To do: Transcribe the material word for word, but without the images.

Collected data:
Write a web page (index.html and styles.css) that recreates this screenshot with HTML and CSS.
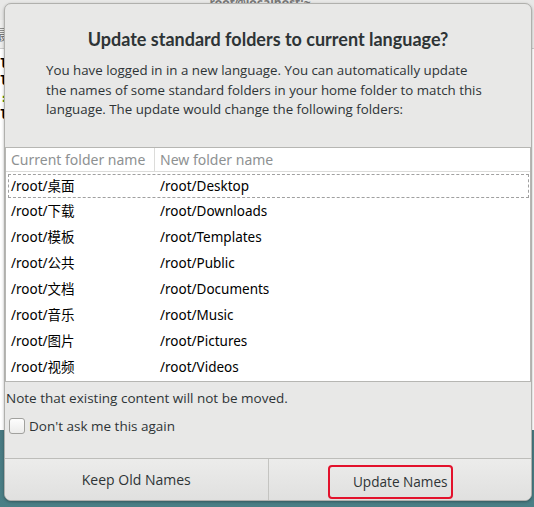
FILE: index.html
```html
<!DOCTYPE html>
<html>
<head>
<meta charset="utf-8">
<link rel="stylesheet" href="styles.css">
</head>
<body>
<div class="desktop">
  <div class="terminal">
    <div class="term-title">root@localhost:~</div>
    <div class="term-menu">最</div>
    <div class="term-body">
      <div>l</div><div>l</div><div class="green">:</div><div>l</div>
    </div>
  </div>
  <div class="dialog">
    <h1 class="title">Update standard folders to current language?</h1>
    <p class="desc">You have logged in in a new language. You can automatically update<br>the names of some standard folders in your home folder to match this<br>language. The update would change the following folders:</p>
    <div class="table">
      <div class="thead">
        <div class="th c1">Current folder name</div>
        <div class="th c2">New folder name</div>
      </div>
      <div class="row focus"><div class="c1">/root/桌面</div><div class="c2">/root/Desktop</div></div>
      <div class="row"><div class="c1">/root/下载</div><div class="c2">/root/Downloads</div></div>
      <div class="row"><div class="c1">/root/模板</div><div class="c2">/root/Templates</div></div>
      <div class="row"><div class="c1">/root/公共</div><div class="c2">/root/Public</div></div>
      <div class="row"><div class="c1">/root/文档</div><div class="c2">/root/Documents</div></div>
      <div class="row"><div class="c1">/root/音乐</div><div class="c2">/root/Music</div></div>
      <div class="row"><div class="c1">/root/图片</div><div class="c2">/root/Pictures</div></div>
      <div class="row"><div class="c1">/root/视频</div><div class="c2">/root/Videos</div></div>
    </div>
    <p class="note">Note that existing content will not be moved.</p>
    <label class="check"><span class="box"></span><span>Don't ask me this again</span></label>
    <div class="buttons">
      <div class="btn">Keep Old Names</div>
      <div class="btn"><span class="mark">Update Names</span></div>
    </div>
  </div>
</div>
</body>
</html>
```
FILE: styles.css
```css
html, body {
  margin: 0;
  padding: 0;
}
body {
  width: 534px;
  height: 507px;
  overflow: hidden;
  font-family: "Open Sans", "Noto Sans CJK SC", sans-serif;
}
.desktop {
  position: relative;
  width: 534px;
  height: 507px;
  background: linear-gradient(#3e5867, #4a7f86);
}
.terminal {
  position: absolute;
  left: -20px;
  top: 0;
  width: 560px;
  height: 430px;
  background: #fff;
}
.term-title {
  height: 20px;
  background: #e8e8e7;
  color: #777;
  font-size: 12px;
  text-align: center;
  line-height: 6px;
  font-weight: bold;
}
.term-menu {
  height: 28px;
  background: #ededec;
  border-bottom: 1px solid #ccc;
  font-size: 14px;
  line-height: 28px;
  padding-left: 14px;
  color: #777;
  font-family: "Noto Sans CJK SC", sans-serif;
}
.term-body {
  padding: 6px 0 0 20px;
  font-family: "DejaVu Sans Mono", monospace;
  font-size: 13px;
  line-height: 17px;
  font-weight: bold;
}
.term-body .green { color: #4e9a06; }
.dialog {
  position: absolute;
  left: 4px;
  top: 3px;
  width: 528px;
  height: 498px;
  box-sizing: border-box;
  background: #e8e8e7;
  border: 1px solid #b0b0ad;
  border-radius: 7px;
  box-shadow: 0 1px 3px rgba(0,0,0,0.3);
  display: flex;
  flex-direction: column;
  color: #2e3436;
  overflow: hidden;
}
.title {
  margin: 23px 0 0;
  font-family: "Lato", sans-serif;
  font-size: 18px;
  font-weight: bold;
  text-align: center;
  line-height: 24px;
}
.desc {
  margin: 10px 0 0 41px;
  width: 480px;
  font-size: 13.3px;
  line-height: 19.7px;
  white-space: nowrap;
}
.table {
  margin: 27px 0 0 0;
  background: #fff;
  border: 1px solid #b6b6b3;
  font-family: "Noto Sans", "Noto Sans CJK SC", sans-serif;
  font-size: 13.5px;
}
.thead {
  display: flex;
  height: 23px;
  border-bottom: 1px solid #dcdcda;
  color: #8e9192;
  align-items: center;
  font-size: 14px;
}
.th {
  height: 23px;
  line-height: 23px;
}
.th.c1 {
  border-right: 1px solid #dcdcda;
}
.c1 {
  width: 149px;
  padding-left: 5px;
  box-sizing: border-box;
  flex: none;
}
.c2 {
  padding-left: 5px;
}
.row {
  display: flex;
  height: 26px;
  line-height: 26px;
  box-sizing: border-box;
  color: #000;
}
.row.focus {
  border: 1px dashed #a0a0a0;
  margin: 2px 1px 0 2px;
  height: 24px;
  line-height: 22px;
}
.row.focus .c1 { padding-left: 2px; width: 146px; }
.row:last-child { height: 27px; }
.note {
  margin: 6px 0 0 1px;
  font-size: 13.5px;
  line-height: 20px;
}
.check {
  display: flex;
  align-items: center;
  margin: 8px 0 0 4px;
  font-size: 13.5px;
  line-height: 20px;
  gap: 4px;
}
.box {
  width: 14px;
  height: 14px;
  border: 1px solid #a1a19e;
  border-radius: 3px;
  background: linear-gradient(#fdfdfd, #ececeb);
}
.buttons {
  margin-top: auto;
  height: 41px;
  border-top: 1px solid #bdbdba;
  display: flex;
  font-size: 14px;
}
.btn {
  flex: 1;
  display: flex;
  align-items: center;
  justify-content: center;
  background: linear-gradient(#ececeb, #e0e0df);
}
.btn + .btn {
  border-left: 1px solid #c4c4c1;
}
.mark {
  border: 2px solid #e3122c;
  border-radius: 4px;
  padding: 5px 3px 5px 23px;
  line-height: 20px;
  margin: 5px 19px 0 0;
  font-size: 13.6px;
}
```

Written response:
Write a web page (index.html and styles.css) that recreates this screenshot with HTML and CSS.
FILE: index.html
```html
<!DOCTYPE html>
<html>
<head>
<meta charset="utf-8">
<link rel="stylesheet" href="styles.css">
</head>
<body>
<div class="desktop">
  <div class="terminal">
    <div class="term-title">root@localhost:~</div>
    <div class="term-menu">最</div>
    <div class="term-body">
      <div>l</div><div>l</div><div class="green">:</div><div>l</div>
    </div>
  </div>
  <div class="dialog">
    <h1 class="title">Update standard folders to current language?</h1>
    <p class="desc">You have logged in in a new language. You can automatically update<br>the names of some standard folders in your home folder to match this<br>language. The update would change the following folders:</p>
    <div class="table">
      <div class="thead">
        <div class="th c1">Current folder name</div>
        <div class="th c2">New folder name</div>
      </div>
      <div class="row focus"><div class="c1">/root/桌面</div><div class="c2">/root/Desktop</div></div>
      <div class="row"><div class="c1">/root/下载</div><div class="c2">/root/Downloads</div></div>
      <div class="row"><div class="c1">/root/模板</div><div class="c2">/root/Templates</div></div>
      <div class="row"><div class="c1">/root/公共</div><div class="c2">/root/Public</div></div>
      <div class="row"><div class="c1">/root/文档</div><div class="c2">/root/Documents</div></div>
      <div class="row"><div class="c1">/root/音乐</div><div class="c2">/root/Music</div></div>
      <div class="row"><div class="c1">/root/图片</div><div class="c2">/root/Pictures</div></div>
      <div class="row"><div class="c1">/root/视频</div><div class="c2">/root/Videos</div></div>
    </div>
    <p class="note">Note that existing content will not be moved.</p>
    <label class="check"><span class="box"></span><span>Don't ask me this again</span></label>
    <div class="buttons">
      <div class="btn">Keep Old Names</div>
      <div class="btn"><span class="mark">Update Names</span></div>
    </div>
  </div>
</div>
</body>
</html>
```
FILE: styles.css
```css
html, body {
  margin: 0;
  padding: 0;
}
body {
  width: 534px;
  height: 507px;
  overflow: hidden;
  font-family: "Open Sans", "Noto Sans CJK SC", sans-serif;
}
.desktop {
  position: relative;
  width: 534px;
  height: 507px;
  background: linear-gradient(#3e5867, #4a7f86);
}
.terminal {
  position: absolute;
  left: -20px;
  top: 0;
  width: 560px;
  height: 430px;
  background: #fff;
}
.term-title {
  height: 20px;
  background: #e8e8e7;
  color: #777;
  font-size: 12px;
  text-align: center;
  line-height: 6px;
  font-weight: bold;
}
.term-menu {
  height: 28px;
  background: #ededec;
  border-bottom: 1px solid #ccc;
  font-size: 14px;
  line-height: 28px;
  padding-left: 14px;
  color: #777;
  font-family: "Noto Sans CJK SC", sans-serif;
}
.term-body {
  padding: 6px 0 0 20px;
  font-family: "DejaVu Sans Mono", monospace;
  font-size: 13px;
  line-height: 17px;
  font-weight: bold;
}
.term-body .green { color: #4e9a06; }
.dialog {
  position: absolute;
  left: 4px;
  top: 3px;
  width: 528px;
  height: 498px;
  box-sizing: border-box;
  background: #e8e8e7;
  border: 1px solid #b0b0ad;
  border-radius: 7px;
  box-shadow: 0 1px 3px rgba(0,0,0,0.3);
  display: flex;
  flex-direction: column;
  color: #2e3436;
  overflow: hidden;
}
.title {
  margin: 23px 0 0;
  font-family: "Lato", sans-serif;
  font-size: 18px;
  font-weight: bold;
  text-align: center;
  line-height: 24px;
}
.desc {
  margin: 10px 0 0 41px;
  width: 480px;
  font-size: 13.3px;
  line-height: 19.7px;
  white-space: nowrap;
}
.table {
  margin: 27px 0 0 0;
  background: #fff;
  border: 1px solid #b6b6b3;
  font-family: "Noto Sans", "Noto Sans CJK SC", sans-serif;
  font-size: 13.5px;
}
.thead {
  display: flex;
  height: 23px;
  border-bottom: 1px solid #dcdcda;
  color: #8e9192;
  align-items: center;
  font-size: 14px;
}
.th {
  height: 23px;
  line-height: 23px;
}
.th.c1 {
  border-right: 1px solid #dcdcda;
}
.c1 {
  width: 149px;
  padding-left: 5px;
  box-sizing: border-box;
  flex: none;
}
.c2 {
  padding-left: 5px;
}
.row {
  display: flex;
  height: 26px;
  line-height: 26px;
  box-sizing: border-box;
  color: #000;
}
.row.focus {
  border: 1px dashed #a0a0a0;
  margin: 2px 1px 0 2px;
  height: 24px;
  line-height: 22px;
}
.row.focus .c1 { padding-left: 2px; width: 146px; }
.row:last-child { height: 27px; }
.note {
  margin: 6px 0 0 1px;
  font-size: 13.5px;
  line-height: 20px;
}
.check {
  display: flex;
  align-items: center;
  margin: 8px 0 0 4px;
  font-size: 13.5px;
  line-height: 20px;
  gap: 4px;
}
.box {
  width: 14px;
  height: 14px;
  border: 1px solid #a1a19e;
  border-radius: 3px;
  background: linear-gradient(#fdfdfd, #ececeb);
}
.buttons {
  margin-top: auto;
  height: 41px;
  border-top: 1px solid #bdbdba;
  display: flex;
  font-size: 14px;
}
.btn {
  flex: 1;
  display: flex;
  align-items: center;
  justify-content: center;
  background: linear-gradient(#ececeb, #e0e0df);
}
.btn + .btn {
  border-left: 1px solid #c4c4c1;
}
.mark {
  border: 2px solid #e3122c;
  border-radius: 4px;
  padding: 5px 3px 5px 23px;
  line-height: 20px;
  margin: 5px 19px 0 0;
  font-size: 13.6px;
}
```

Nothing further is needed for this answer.